### STATED TASK
State only how many lines contain the string "that".

### SOURCE DATA
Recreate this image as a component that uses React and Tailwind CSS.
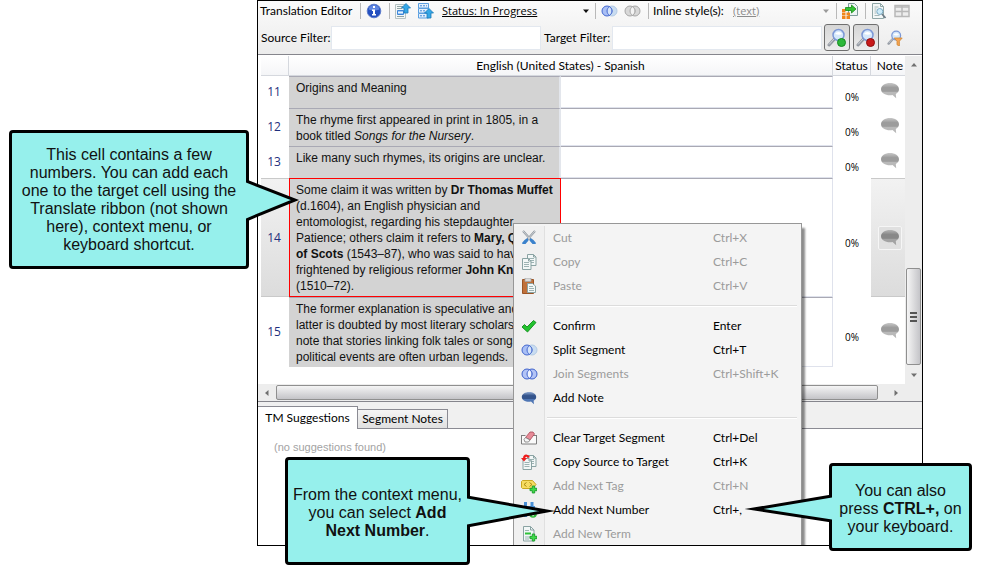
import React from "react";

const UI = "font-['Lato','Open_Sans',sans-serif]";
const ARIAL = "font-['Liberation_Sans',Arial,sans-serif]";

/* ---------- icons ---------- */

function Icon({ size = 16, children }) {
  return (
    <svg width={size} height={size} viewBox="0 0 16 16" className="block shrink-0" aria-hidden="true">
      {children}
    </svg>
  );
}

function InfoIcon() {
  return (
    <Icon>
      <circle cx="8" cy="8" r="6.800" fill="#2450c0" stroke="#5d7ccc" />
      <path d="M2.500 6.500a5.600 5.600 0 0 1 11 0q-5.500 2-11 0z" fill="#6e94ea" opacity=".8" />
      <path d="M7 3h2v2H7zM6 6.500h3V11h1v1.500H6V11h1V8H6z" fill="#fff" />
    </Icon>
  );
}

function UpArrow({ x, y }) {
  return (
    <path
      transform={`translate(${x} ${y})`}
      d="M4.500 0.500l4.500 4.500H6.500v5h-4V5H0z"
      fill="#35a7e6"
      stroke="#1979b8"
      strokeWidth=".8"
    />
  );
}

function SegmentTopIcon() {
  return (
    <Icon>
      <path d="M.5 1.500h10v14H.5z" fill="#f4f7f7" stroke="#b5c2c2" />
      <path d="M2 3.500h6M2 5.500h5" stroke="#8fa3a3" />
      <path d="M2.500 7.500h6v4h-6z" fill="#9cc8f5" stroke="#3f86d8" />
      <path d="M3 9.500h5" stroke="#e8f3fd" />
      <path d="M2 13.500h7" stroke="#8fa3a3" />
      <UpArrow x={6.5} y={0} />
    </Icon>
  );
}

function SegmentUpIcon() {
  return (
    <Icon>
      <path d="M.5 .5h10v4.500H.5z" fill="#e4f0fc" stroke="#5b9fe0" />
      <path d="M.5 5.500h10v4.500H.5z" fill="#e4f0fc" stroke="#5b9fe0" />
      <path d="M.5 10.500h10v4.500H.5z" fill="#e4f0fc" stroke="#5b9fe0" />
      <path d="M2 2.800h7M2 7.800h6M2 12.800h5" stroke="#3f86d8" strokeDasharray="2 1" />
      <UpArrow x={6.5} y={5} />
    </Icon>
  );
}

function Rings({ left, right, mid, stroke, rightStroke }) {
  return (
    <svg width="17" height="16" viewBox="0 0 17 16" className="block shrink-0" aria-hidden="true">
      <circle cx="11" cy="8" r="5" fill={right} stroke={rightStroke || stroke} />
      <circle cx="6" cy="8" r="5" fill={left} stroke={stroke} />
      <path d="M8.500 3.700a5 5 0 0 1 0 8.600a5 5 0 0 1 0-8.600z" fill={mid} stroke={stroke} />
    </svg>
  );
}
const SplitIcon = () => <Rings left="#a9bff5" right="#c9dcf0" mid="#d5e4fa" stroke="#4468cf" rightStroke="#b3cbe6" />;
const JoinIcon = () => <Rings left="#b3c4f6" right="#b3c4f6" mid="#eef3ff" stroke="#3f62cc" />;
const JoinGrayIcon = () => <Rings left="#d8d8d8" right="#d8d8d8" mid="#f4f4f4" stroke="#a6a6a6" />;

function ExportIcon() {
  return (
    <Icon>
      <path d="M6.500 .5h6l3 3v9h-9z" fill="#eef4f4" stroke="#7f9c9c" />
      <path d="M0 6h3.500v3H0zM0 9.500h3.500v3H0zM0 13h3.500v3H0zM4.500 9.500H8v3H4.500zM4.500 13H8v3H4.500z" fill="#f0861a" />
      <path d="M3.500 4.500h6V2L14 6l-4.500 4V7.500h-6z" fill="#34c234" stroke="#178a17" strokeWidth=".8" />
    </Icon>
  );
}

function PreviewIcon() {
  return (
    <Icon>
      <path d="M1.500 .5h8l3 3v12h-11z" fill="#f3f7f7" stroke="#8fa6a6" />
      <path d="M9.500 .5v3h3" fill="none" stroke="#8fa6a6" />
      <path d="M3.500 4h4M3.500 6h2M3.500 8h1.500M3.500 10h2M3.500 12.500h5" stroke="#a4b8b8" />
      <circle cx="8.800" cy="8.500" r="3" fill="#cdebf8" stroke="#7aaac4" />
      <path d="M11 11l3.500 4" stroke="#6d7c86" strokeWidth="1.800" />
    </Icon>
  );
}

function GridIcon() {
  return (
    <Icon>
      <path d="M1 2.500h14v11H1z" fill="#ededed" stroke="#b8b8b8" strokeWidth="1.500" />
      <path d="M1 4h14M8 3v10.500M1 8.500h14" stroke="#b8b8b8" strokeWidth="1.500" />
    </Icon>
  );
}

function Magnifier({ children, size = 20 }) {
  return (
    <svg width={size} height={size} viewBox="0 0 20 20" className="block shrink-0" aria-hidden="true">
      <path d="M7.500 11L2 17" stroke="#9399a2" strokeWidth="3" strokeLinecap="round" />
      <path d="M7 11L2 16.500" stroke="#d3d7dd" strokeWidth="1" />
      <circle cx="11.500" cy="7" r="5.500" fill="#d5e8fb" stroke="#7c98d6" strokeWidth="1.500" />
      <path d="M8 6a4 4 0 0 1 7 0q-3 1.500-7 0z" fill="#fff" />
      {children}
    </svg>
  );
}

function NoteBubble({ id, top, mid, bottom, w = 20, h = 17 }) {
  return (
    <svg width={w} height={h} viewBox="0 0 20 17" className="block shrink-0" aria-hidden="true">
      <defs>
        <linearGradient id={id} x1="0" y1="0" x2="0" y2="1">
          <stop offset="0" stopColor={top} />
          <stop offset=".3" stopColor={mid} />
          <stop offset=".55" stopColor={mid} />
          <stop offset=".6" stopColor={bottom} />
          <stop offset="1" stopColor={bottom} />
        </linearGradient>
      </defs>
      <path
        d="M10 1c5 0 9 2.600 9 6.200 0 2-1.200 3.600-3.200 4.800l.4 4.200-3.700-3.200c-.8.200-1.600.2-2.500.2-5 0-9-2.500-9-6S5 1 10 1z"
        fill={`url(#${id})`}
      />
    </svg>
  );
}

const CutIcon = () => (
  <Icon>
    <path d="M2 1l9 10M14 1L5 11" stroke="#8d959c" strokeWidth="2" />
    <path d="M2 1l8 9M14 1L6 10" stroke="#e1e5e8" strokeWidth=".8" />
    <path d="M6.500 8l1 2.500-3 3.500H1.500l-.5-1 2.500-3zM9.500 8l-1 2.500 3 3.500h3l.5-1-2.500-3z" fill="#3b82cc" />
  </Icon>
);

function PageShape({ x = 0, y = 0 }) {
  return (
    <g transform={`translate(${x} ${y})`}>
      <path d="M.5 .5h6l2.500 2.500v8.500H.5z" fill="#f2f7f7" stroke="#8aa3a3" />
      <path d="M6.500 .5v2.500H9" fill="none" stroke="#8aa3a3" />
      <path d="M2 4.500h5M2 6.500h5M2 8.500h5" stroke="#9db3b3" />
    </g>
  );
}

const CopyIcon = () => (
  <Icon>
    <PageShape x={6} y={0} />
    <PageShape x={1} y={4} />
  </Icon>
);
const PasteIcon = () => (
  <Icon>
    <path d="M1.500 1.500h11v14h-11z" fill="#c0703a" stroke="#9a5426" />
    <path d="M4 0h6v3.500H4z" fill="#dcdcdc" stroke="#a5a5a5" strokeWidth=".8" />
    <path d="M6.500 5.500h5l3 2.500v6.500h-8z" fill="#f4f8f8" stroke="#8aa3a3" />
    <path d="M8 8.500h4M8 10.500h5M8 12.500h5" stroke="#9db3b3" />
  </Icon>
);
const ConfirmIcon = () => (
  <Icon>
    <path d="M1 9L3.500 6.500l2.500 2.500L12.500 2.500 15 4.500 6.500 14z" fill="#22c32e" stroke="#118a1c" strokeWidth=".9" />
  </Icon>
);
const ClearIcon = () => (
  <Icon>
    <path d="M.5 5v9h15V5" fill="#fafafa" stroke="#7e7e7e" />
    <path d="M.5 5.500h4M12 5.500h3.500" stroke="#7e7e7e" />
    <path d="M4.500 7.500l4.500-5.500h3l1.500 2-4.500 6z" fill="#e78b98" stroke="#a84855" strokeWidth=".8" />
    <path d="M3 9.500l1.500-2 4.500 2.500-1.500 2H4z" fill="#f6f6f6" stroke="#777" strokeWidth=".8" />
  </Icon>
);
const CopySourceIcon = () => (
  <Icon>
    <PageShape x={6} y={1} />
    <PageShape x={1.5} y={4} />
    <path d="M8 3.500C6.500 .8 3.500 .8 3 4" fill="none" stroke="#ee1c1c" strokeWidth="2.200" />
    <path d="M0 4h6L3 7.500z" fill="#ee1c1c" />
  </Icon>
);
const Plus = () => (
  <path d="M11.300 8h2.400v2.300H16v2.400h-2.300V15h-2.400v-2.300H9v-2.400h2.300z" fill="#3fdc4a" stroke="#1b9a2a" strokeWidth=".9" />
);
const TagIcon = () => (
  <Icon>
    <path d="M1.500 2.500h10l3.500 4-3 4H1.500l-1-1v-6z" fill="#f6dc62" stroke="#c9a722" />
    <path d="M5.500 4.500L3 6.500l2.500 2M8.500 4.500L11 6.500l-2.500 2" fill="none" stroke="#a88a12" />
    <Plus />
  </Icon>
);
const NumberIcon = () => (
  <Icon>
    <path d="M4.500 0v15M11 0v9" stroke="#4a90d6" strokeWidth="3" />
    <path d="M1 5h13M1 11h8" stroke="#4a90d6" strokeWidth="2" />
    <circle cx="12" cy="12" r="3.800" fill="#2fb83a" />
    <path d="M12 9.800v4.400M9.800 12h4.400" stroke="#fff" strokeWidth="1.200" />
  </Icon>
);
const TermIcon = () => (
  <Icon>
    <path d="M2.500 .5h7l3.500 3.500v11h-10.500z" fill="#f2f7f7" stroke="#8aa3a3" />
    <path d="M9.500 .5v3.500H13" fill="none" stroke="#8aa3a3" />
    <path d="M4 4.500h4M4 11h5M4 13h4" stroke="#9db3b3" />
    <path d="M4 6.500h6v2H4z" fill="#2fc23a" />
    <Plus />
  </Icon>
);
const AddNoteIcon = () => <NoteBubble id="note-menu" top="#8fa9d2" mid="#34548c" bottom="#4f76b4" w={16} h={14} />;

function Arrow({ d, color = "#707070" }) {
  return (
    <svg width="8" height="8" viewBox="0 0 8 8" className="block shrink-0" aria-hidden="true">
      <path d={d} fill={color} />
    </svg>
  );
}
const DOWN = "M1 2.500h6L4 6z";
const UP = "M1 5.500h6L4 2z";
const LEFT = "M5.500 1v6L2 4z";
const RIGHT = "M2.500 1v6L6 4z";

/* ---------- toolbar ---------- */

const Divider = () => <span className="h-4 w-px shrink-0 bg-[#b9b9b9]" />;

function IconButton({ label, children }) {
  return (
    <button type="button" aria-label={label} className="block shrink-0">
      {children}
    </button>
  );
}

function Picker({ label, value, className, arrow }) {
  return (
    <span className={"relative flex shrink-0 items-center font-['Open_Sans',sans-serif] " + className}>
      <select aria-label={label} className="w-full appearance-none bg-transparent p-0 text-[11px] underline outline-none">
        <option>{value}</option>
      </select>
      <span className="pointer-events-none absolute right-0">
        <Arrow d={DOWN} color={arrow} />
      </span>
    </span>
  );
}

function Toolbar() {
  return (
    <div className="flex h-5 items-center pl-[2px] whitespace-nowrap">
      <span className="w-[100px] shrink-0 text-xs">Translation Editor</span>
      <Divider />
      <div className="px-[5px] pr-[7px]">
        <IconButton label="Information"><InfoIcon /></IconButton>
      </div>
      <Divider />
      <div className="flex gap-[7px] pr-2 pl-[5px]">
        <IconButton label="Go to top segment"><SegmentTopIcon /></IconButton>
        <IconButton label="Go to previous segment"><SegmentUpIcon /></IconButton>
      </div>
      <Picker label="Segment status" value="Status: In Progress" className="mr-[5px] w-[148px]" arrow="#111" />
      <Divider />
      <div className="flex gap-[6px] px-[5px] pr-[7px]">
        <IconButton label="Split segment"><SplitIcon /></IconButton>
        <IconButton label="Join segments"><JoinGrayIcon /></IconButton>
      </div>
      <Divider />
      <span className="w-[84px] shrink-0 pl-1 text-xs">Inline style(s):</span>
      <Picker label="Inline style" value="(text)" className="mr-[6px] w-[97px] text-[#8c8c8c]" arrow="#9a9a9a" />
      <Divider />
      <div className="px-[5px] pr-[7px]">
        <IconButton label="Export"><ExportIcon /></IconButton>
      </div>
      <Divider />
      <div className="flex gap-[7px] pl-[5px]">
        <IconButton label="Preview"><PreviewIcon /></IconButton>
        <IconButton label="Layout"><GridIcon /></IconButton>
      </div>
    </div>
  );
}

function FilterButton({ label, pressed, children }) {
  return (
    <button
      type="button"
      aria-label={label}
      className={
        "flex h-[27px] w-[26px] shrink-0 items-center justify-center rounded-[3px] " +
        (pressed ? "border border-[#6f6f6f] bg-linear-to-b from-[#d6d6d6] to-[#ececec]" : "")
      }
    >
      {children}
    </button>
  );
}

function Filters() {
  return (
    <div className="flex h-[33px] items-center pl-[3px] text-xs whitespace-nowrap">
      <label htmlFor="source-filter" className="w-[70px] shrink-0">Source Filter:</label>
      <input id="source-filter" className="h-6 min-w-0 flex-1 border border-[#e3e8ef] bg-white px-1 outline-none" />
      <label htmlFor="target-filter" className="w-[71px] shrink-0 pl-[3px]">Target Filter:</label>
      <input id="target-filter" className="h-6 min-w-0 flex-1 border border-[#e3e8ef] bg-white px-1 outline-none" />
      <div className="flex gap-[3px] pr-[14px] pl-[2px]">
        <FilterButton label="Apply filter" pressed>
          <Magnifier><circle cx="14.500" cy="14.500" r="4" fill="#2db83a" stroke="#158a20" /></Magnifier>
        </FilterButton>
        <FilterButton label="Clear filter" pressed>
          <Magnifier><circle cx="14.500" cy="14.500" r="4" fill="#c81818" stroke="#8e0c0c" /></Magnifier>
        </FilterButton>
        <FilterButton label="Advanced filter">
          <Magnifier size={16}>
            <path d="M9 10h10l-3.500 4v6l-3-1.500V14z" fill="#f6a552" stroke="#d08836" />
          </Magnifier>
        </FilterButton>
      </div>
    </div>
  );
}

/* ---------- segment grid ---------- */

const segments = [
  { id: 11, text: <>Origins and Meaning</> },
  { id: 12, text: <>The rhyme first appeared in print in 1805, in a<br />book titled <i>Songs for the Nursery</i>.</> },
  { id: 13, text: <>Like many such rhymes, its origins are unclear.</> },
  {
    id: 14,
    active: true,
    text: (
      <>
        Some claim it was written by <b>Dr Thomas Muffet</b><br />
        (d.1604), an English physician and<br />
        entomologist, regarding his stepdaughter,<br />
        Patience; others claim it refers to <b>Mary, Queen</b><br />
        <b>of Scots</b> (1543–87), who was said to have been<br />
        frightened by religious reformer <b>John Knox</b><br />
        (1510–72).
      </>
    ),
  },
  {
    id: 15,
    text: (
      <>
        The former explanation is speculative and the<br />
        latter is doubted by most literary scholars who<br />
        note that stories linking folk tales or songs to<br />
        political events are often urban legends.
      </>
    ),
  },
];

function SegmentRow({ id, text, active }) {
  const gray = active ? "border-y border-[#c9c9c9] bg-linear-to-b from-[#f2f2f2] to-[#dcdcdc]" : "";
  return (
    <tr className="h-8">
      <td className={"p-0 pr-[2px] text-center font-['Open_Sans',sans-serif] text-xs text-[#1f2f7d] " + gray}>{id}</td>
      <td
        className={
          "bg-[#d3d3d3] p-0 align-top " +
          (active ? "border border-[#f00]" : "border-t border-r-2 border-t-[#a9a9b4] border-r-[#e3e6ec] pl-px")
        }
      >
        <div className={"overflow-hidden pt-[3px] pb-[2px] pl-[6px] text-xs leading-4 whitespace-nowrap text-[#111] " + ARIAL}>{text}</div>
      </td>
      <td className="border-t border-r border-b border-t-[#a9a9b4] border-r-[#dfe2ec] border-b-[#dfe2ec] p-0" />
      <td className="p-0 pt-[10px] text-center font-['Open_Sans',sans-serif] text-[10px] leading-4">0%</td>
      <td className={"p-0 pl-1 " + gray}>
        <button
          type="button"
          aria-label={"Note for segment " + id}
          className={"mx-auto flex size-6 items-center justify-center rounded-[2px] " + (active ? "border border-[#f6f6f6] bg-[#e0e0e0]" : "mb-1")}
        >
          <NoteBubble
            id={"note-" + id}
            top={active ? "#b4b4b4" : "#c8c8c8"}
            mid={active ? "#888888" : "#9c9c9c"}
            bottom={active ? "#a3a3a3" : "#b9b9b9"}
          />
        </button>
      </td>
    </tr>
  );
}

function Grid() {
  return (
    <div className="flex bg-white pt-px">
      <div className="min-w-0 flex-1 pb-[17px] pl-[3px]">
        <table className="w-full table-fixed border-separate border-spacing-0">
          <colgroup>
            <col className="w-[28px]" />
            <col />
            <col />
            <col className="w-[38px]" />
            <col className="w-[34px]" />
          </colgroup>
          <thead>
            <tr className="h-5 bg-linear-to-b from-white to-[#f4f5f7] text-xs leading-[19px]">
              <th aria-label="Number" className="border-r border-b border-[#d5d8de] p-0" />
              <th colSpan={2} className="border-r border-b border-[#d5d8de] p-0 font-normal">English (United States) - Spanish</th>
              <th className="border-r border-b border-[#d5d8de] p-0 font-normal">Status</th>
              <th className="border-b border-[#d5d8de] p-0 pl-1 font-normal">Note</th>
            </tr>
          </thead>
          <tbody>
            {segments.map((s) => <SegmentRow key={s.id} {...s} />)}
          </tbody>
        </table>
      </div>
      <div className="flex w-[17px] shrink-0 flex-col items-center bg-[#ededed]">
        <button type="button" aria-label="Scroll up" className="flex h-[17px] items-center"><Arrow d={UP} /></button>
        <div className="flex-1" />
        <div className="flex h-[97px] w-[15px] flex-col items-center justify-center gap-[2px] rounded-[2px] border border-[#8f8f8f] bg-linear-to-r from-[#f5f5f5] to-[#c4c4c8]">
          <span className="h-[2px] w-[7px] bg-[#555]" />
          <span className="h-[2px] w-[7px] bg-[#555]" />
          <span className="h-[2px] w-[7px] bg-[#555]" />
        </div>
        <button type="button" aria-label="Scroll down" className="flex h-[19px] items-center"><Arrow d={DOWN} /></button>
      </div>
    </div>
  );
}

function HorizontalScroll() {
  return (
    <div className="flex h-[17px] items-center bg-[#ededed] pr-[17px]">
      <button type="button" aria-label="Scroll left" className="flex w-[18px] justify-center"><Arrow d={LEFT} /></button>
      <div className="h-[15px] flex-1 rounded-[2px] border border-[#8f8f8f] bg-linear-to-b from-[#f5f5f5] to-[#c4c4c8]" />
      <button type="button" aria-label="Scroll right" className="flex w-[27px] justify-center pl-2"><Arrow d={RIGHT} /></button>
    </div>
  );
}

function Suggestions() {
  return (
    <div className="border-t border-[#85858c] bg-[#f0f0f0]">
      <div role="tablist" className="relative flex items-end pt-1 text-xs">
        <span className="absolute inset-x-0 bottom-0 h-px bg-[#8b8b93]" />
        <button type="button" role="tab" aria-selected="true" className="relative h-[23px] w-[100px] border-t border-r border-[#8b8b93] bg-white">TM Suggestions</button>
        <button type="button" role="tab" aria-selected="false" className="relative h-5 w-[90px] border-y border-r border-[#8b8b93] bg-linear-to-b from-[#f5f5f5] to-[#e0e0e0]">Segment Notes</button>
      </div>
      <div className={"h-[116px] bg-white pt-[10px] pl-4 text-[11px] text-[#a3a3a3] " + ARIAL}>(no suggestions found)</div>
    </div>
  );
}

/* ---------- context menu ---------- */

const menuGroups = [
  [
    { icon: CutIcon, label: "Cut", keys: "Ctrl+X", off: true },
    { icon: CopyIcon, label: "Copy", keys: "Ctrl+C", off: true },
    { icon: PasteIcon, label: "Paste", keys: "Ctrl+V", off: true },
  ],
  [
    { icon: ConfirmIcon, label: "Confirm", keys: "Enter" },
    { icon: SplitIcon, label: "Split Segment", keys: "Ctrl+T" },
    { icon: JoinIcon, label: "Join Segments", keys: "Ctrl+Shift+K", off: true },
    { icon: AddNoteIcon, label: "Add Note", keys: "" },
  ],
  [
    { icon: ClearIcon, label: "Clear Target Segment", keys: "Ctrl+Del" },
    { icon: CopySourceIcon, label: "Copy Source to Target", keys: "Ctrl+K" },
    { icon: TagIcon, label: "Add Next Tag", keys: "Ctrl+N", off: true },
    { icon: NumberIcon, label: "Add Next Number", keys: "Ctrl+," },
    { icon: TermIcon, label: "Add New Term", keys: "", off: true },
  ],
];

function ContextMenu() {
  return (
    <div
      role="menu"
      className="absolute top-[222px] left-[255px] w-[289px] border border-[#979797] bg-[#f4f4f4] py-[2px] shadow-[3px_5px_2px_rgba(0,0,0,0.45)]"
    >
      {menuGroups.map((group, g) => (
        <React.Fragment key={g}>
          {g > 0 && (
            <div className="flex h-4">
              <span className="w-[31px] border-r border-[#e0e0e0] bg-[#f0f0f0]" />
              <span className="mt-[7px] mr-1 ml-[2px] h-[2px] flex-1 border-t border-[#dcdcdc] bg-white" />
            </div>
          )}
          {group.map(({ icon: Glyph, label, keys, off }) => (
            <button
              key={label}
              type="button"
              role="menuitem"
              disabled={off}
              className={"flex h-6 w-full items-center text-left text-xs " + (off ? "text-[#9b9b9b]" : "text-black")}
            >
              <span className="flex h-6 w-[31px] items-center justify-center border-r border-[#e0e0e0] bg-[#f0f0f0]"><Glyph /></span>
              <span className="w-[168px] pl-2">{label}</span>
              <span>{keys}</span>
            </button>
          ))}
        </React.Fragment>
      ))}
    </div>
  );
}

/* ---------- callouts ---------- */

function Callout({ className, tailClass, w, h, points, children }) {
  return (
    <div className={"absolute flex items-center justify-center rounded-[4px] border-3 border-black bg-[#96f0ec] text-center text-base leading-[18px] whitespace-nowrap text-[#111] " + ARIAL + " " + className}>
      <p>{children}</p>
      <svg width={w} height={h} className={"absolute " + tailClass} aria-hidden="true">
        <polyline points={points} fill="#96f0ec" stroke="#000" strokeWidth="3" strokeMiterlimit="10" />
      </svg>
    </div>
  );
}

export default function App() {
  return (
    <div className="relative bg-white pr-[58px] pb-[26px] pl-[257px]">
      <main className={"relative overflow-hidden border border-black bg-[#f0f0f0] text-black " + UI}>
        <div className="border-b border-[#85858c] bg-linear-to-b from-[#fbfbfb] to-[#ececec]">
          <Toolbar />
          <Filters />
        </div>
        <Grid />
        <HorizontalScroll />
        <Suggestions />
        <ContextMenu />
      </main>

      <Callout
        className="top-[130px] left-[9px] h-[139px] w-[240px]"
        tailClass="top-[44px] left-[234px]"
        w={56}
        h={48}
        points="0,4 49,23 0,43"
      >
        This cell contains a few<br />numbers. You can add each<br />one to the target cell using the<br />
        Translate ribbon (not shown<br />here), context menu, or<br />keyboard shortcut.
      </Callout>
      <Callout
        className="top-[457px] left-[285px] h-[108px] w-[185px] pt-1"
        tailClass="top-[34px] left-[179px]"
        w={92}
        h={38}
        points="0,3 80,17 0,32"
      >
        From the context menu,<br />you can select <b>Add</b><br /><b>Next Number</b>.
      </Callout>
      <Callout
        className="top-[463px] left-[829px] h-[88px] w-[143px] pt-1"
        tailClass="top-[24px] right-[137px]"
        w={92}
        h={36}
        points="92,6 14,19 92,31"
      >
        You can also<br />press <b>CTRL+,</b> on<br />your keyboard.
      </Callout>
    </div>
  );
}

### WORKED ANSWER
2